Onto the bento box, which contained four pieces of tempura prawn, a salad with a winning dressing, rice, two pieces of sushi with pickled vegetables, a fried pumpkin dumpling, a vegetarian spring roll, and some picked vegetables (I could identify the pickled cucumber, but I wasn’t sure what the other pickled veggies were). The curry tasted quite similar to a typical Japanese katsu curry sauce. The tempura prawn batter could have been a bit crispier, but was tasty none the less. The pumpkin dumpling and salad were my favourites from the bento box. The pumpkin dumpling was nice and crispy, and who doesn’t love pumpkin in everything? The salad had a nice, light dressing which was refreshing alongside the fried tempura, dumpling, and spring roll. Again, the bento box was quite filling by itself.
The unagi was warm, and the rice fell apart in my mouth, mixing with the eel in a very delicious sort of way that is supposed to happen when you eat fresh sushi
Next, we moved onto the sushi! I’m a huge sushi fan and, having been to Japan twice, I’m a bit of a sushi snob. It’s not easy to find decent fresh sushi in Oxford. None of the typical UK sushi chains that you can find on Cornmarket and George Street really satiate my sushi appetite. It’s easy to tell the difference between freshly made sushi with fresh ingredients, and sushi that’s been sitting on the shelf for the day. This sushi was fresh. The salmon and avocado inside out rolls were easy to eat, with a good ratio of avocado to fresh salmon. The tuna nigiri was light, with decent sized chunks of fresh tuna on a neat little bed of rice. The highlight of our whole meal, however, was the dark dragon roll. This enormous eight-piece inside out roll had unagi (eel) and cucumber, topped with a generous heaping of avocado and dried shallots.
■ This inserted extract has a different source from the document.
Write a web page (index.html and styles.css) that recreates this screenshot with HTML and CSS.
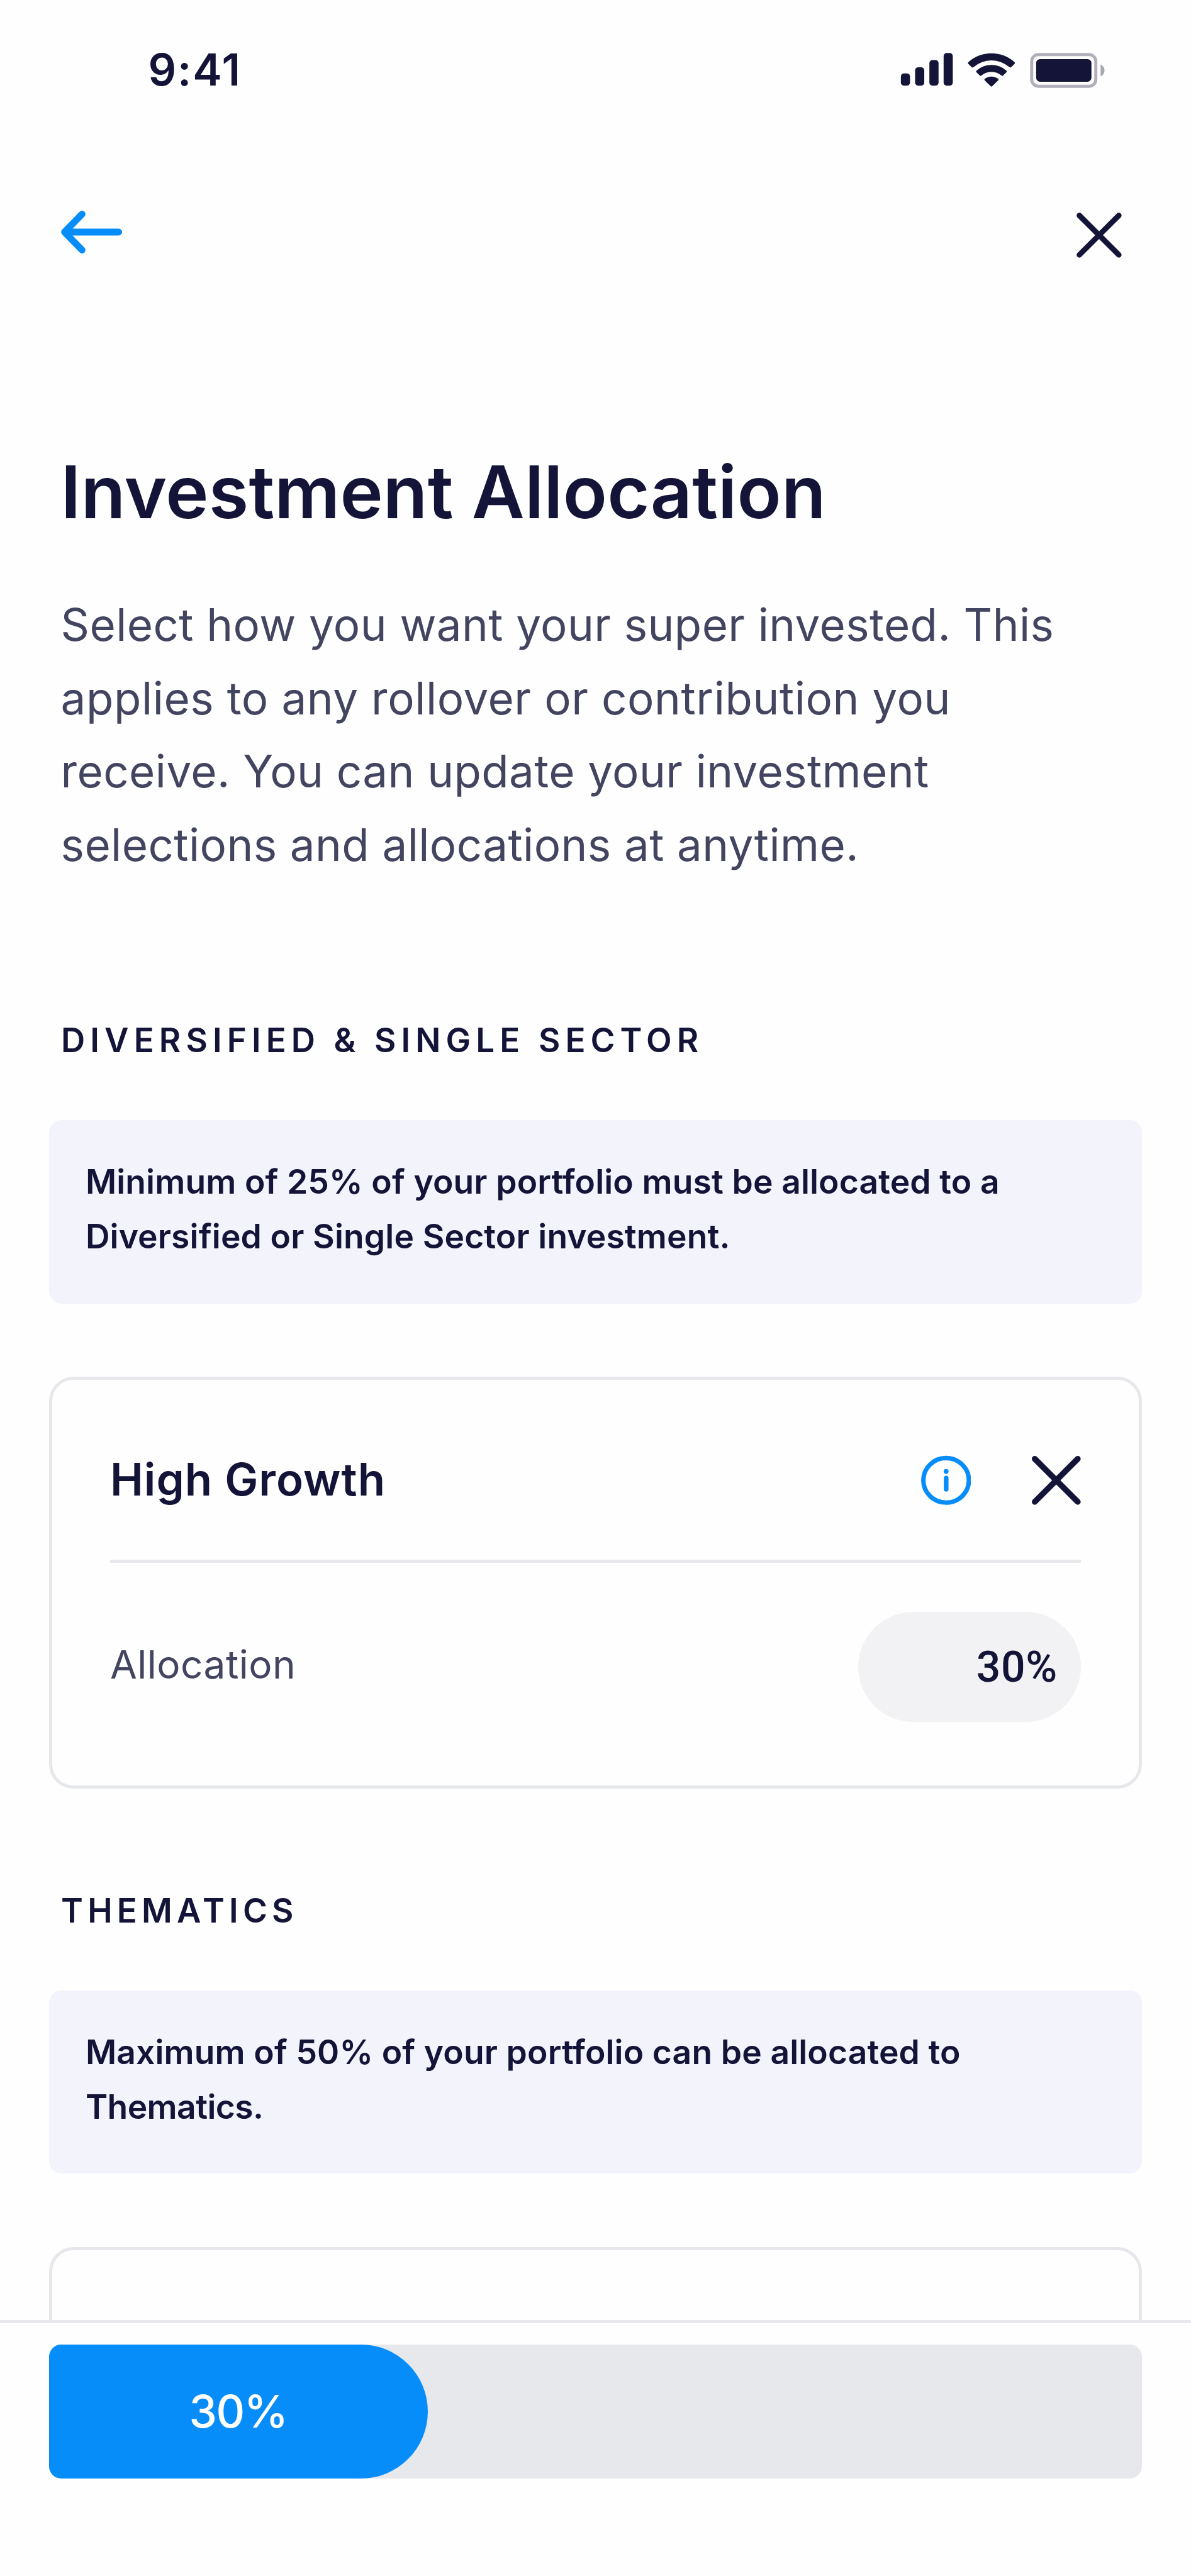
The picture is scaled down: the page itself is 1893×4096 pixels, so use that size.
FILE: index.html
```html
<!DOCTYPE html>
<html lang="en">
<head>
<meta charset="utf-8">
<title>Investment Allocation</title>
<link rel="stylesheet" href="styles.css">
</head>
<body>
<div class="screen">
  <main class="content">
    <div class="status-bar">
      <span class="clock">9:41</span>
      <svg class="status-icons" viewBox="1470 80 345 70" aria-hidden="true">
        <g fill="#141438">
          <rect x="1475" y="120" width="15" height="20" rx="5"/>
          <rect x="1498.3" y="110" width="15" height="30" rx="5"/>
          <rect x="1521.7" y="98" width="15" height="42" rx="5"/>
          <rect x="1545" y="86.5" width="15" height="53.5" rx="5"/>
          <path d="M1585.6 101.5 A56 56 0 0 1 1661 101.5 Q1662.4 103 1661 104.4 L1655.4 110 Q1654.4 111 1653.2 110 A45 45 0 0 0 1593.4 110 Q1592.2 111 1591.2 110 L1585.6 104.4 Q1584.2 103 1585.6 101.5Z"/>
          <path d="M1598.8 115.4 A36.5 36.5 0 0 1 1647.8 115.4 Q1649.2 116.8 1647.8 118.2 L1642.2 123.6 Q1641.2 124.6 1640 123.6 A25.5 25.5 0 0 0 1606.6 123.6 Q1605.4 124.6 1604.4 123.6 L1598.8 118.2 Q1597.4 116.8 1598.8 115.4Z"/>
          <path d="M1612.4 128.8 A17.5 17.5 0 0 1 1634.2 128.8 Q1635.6 130 1634.2 131.4 L1624.4 141 Q1623.3 142 1622.2 141 L1612.4 131.4 Q1611 130 1612.4 128.8Z"/>
          <rect x="1696.5" y="96.5" width="90.5" height="37" rx="6.5"/>
        </g>
        <rect x="1689.2" y="89" width="105" height="52" rx="11" fill="none" stroke="#b0afba" stroke-width="5"/>
        <path d="M1802 105 Q1808.5 108.5 1808.5 115 T1802 125Z" fill="#a8a8b4"/>
      </svg>
    </div>
    <nav class="nav">
      <svg class="back" viewBox="100 345 100 70" role="img" aria-label="Back">
        <path d="M134.4 350.6 L105.7 380 L134.4 409.4 M105.7 380 H194.4" fill="none" stroke="#068dfa" stroke-width="11.2" stroke-linecap="round" stroke-linejoin="round"/>
      </svg>
      <svg class="close" viewBox="1763 348 74 74" role="img" aria-label="Close">
        <path d="M1767.7 352.7 L1832.3 417.3 M1832.3 352.7 L1767.7 417.3" stroke="#141438" stroke-width="9" stroke-linecap="round"/>
      </svg>
    </nav>
    <h1 class="title">Investment Allocation</h1>
    <p class="intro">
      <span class="line">Select how you want your super invested. This</span>
      <span class="line line-wide">applies to any rollover or contribution you</span>
      <span class="line">receive. You can update your investment</span>
      <span class="line">selections and allocations at anytime.</span>
    </p>

    <h2 class="section-title">DIVERSIFIED &amp; SINGLE SECTOR</h2>
    <p class="notice">
      <span class="line">Minimum of 25% of your portfolio must be allocated to a</span>
      <span class="line">Diversified or Single Sector investment.</span>
    </p>
    <section class="card">
      <div class="card-head">
        <h3 class="fund">High Growth</h3>
        <svg class="info" viewBox="1508 2384 82 82" role="img" aria-label="Info">
          <ellipse cx="1549" cy="2425" rx="37.3" ry="36.5" fill="none" stroke="#068dfa" stroke-width="7.3"/>
          <circle cx="1549" cy="2410.3" r="4" fill="#068dfa"/>
          <rect x="1545.2" y="2417.5" width="7.7" height="26" rx="3.8" fill="#068dfa"/>
        </svg>
        <svg class="remove" viewBox="1690 2385 80 80" role="img" aria-label="Remove">
          <path d="M1694.8 2389.8 L1765.2 2460.2 M1765.2 2389.8 L1694.8 2460.2" stroke="#141438" stroke-width="9.6" stroke-linecap="round"/>
        </svg>
      </div>
      <div class="card-row">
        <span class="label">Allocation</span>
        <span class="amount">30%</span>
      </div>
    </section>

    <h2 class="section-title">THEMATICS</h2>
    <p class="notice">
      <span class="line">Maximum of 50% of your portfolio can be allocated to</span>
      <span class="line line-tight">Thematics.</span>
    </p>
    <section class="card"></section>
  </main>
  <footer class="footer">
    <div class="progress">
      <div class="progress-fill"><span class="progress-text">30%</span></div>
    </div>
  </footer>
</div>
</body>
</html>
```
FILE: styles.css
```css
/* 1rem is one point of a 390pt wide screen */
html { font-size: calc(100vw / 390); }

* { box-sizing: border-box; margin: 0; padding: 0; }

body {
  height: 100vh;
  overflow: hidden;
  background: #fefefe;
  color: #141438;
  font-family: Inter, "Liberation Sans", sans-serif;
}

svg { display: block; flex: none; }

.screen { display: flex; flex-direction: column; height: 100vh; }

.content {
  flex: none;
  height: 760rem;
  padding: 0 16rem;
  overflow: hidden;
}

.line { display: block; white-space: nowrap; }

.status-bar {
  display: flex;
  justify-content: space-between;
  height: 69rem;
  padding: 12.7rem 11rem 0 32.5rem;
}
.clock {
  font-size: 14.4rem;
  line-height: 20rem;
  font-weight: 600;
  letter-spacing: .4rem;
}
.status-icons { width: 69rem; height: 14rem; margin-top: 3.3rem; }

.nav {
  display: flex;
  justify-content: space-between;
  align-items: flex-start;
  height: 76.3rem;
  padding: 0 6.6rem 0 4rem;
}
.back { width: 20rem; height: 14rem; }
.close { width: 14.8rem; height: 14.8rem; margin-top: .6rem; }

.title {
  padding-left: 3.9rem;
  font-size: 23.8rem;
  line-height: 32rem;
  font-weight: 600;
  letter-spacing: .027rem;
}

.intro {
  margin-top: 15.4rem;
  padding-left: 3.9rem;
  color: #434460;
  font-size: 14.6rem;
  line-height: 24rem;
  letter-spacing: .085rem;
}
.intro .line-wide { letter-spacing: .12rem; }

.section-title {
  margin-top: 42.2rem;
  padding-left: 4rem;
  font-size: 10.9rem;
  line-height: 20rem;
  font-weight: 600;
  letter-spacing: 1.67rem;
}
.card + .section-title { margin-top: 30rem; letter-spacing: 1.48rem; }

.notice {
  height: 60rem;
  margin-top: 16.1rem;
  padding: 11rem 12rem;
  border-radius: 4rem;
  background: #f2f3fb;
  font-size: 11rem;
  line-height: 18rem;
  font-weight: 600;
  letter-spacing: .025rem;
}
.notice .line-tight { letter-spacing: -.12rem; }

.card {
  height: 135rem;
  margin-top: 24rem;
  padding: 0 19rem;
  border: 5px solid #e7e8eb;
  border-radius: 8rem;
}
.card-head {
  display: flex;
  align-items: flex-start;
  height: 60rem;
  padding-top: 22.7rem;
  border-bottom: 5px solid #e7e8eb;
}
.fund {
  flex: 1;
  font-size: 14.6rem;
  line-height: 20rem;
  font-weight: 600;
  letter-spacing: .22rem;
}
.info { width: 16.4rem; height: 16.4rem; margin-top: 2.1rem; }
.remove { width: 16rem; height: 16rem; margin: 2.3rem 0 0 20rem; }

.card-row {
  display: flex;
  justify-content: space-between;
  align-items: center;
  margin-top: 16rem;
}
.label {
  padding-bottom: 1.4rem;
  color: #434460;
  font-size: 12.8rem;
  line-height: 20rem;
  letter-spacing: .1rem;
}
.amount {
  width: 73rem;
  height: 36rem;
  padding: 8.2rem 7.7rem 0 0;
  border-radius: 18rem;
  background: #f2f2f4;
  font-family: Roboto, sans-serif;
  font-size: 14rem;
  line-height: 20rem;
  font-weight: 500;
  letter-spacing: .12rem;
  text-align: right;
}

.footer {
  flex: 1;
  padding: 7rem 16rem 0;
  border-top: 5px solid #e7e8eb;
}
.progress {
  height: 44rem;
  border-radius: 4rem;
  background: #e7e8eb;
}
.progress-fill {
  display: flex;
  align-items: center;
  justify-content: center;
  width: 124rem;
  height: 44rem;
  border-radius: 4rem 22rem 22rem 4rem;
  background: #068dfa;
}
.progress-text {
  color: #fff;
  font-size: 14.6rem;
  line-height: 20rem;
  font-weight: 500;
  letter-spacing: -.3rem;
}
```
The unagi was warm, and the rice fell apart in my mouth, mixing with the eel in a very delicious sort of way that is supposed to happen when you eat fresh sushi.
Finally, the green tea was a nice and light accompaniment, and I basically drank an entire large teapot’s worth by myself. After we could not stuff any more food in our mouths, we took the remaining food home to enjoy for lunch the next day, and hobbled off home, full and satisfied.
As Japanese places in the UK go, Sushi Corner is quite decently priced. The gyudon beef bowl donburi served with miso soup (£8.50), or the tempura prawn curry bento which comes with miso soup, green salad, a spring roll, a pumpkin dumping, and two sushi rolls (£11.80), are both incredibly filling meal choices. If sushi is more your thing, (and keeping in mind that sushi in the UK is usually quite pricey), a large sushi roll, like the dark dragon roll (£11.90), plus a medium roll like the salmon & avocado inside out roll, (£4.70), or something smaller, like the tuna nigiri (£3.60), would be enough to satisfy a hungry sushi punter.
Sushi Corner also does takeaway and delivery, and if you spend £15 you can choose from a list of free special offers including sushi rolls, drinks, miso soup, and prawn crackers. I’m a sucker for free stuff, and a massive sushi lover, so I will certainly be back again for that dark dragon roll. I’m also excited to try their soft-shell crab and crunch salmon roll next time.
Verdict: A little sushi gem, tucked away in Cowley. If you like Japanese food, or haven’t tried it before, we would certainly recommend Sushi Corner for its affordable and extensive selection of sushi and other Japanese food!